Ben Franklin’s Bermuda Sea Monster

December 17, 2011

One of America’s Founding Fathers, Benjamin Franklin is best remembered on the island for coordinating an audacious plan in collaboration with Colonel Henry Tucker, the head of a local family, to obtain the store of gunpowder in the Royal Arsenal at Bermuda during the Revolutionary War.

To give Bermuda much-needed foodstuffs in exchange for the powder, the American Continental Congress resolved on July 15, 1775 to permit the exchange of provisions for guns and gunpowder brought by any vessel to an American port.

On the night of August 14, 1775, two American ships kept a rendezvous with Colonel Tucker’s men off the coast of Bermuda, and sent a raiding party ashore.

An American sailor was lowered into the arsenal through an opening in the roof, and the doors opened from the inside.

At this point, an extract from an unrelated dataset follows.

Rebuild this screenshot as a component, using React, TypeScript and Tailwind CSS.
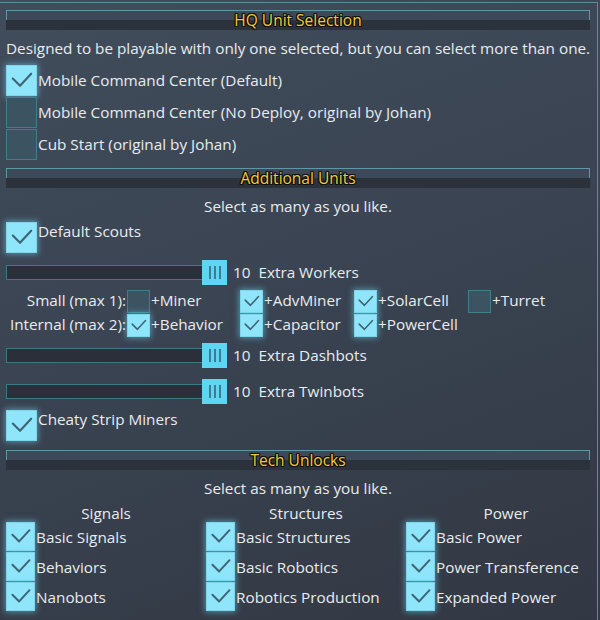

The barrels of gunpowder were rolled to waiting Bermudian whaleboats and transported to the American ships.

Twelve days later half of the powder was delivered to Philadelphia and half to American forces at Charleston.

But Franklin [1705-1790], who was in his time an author, printer, political theorist, politician, postmaster, scientist, musician, inventor, satirist, civic activist, statesman, and diplomat, had an earlier, less glorious connection to Bermuda.

As a young writer for a Pennsylvania newspaper, Franklin — one of the future signatories of the Declaration of Independence and an author of the US Constitution — was responsible for an unsubstantiated report about a merman supposedly washed ashore on the island.

“From Bermuda, they write, that a Sea Monster has been lately seen there, the upper part of whose Body was in the Shape and about the Bigness of a Boy of 12 Years old, with long black Hair; the lower Part resembled a Fish,” ran Franklin’s dispatch in the “The Pennsylvania Gazette” on April 29, 1736.

 

“He was first seen on shore, and taking to the Water, was pursu’d by People in a Boat, who intended to strike him with a Fishgig; but approaching him, the human Likeness surpris’d them into Compassion, and they had not the Power to do it.”

Biographers have suggested the piece was written to appear in the April 1 edition of the newspaper and accidentally found its way into print later that month because the editor failed to realise the story was a joke.

Although chiefly remembered for his political and diplomatic activities, as a scientist Benjamin Franklin was a major figure in the American Enlightenment and the history of physics.

Among other things, he invented the lightning rod, bifocals and the Franklin stove.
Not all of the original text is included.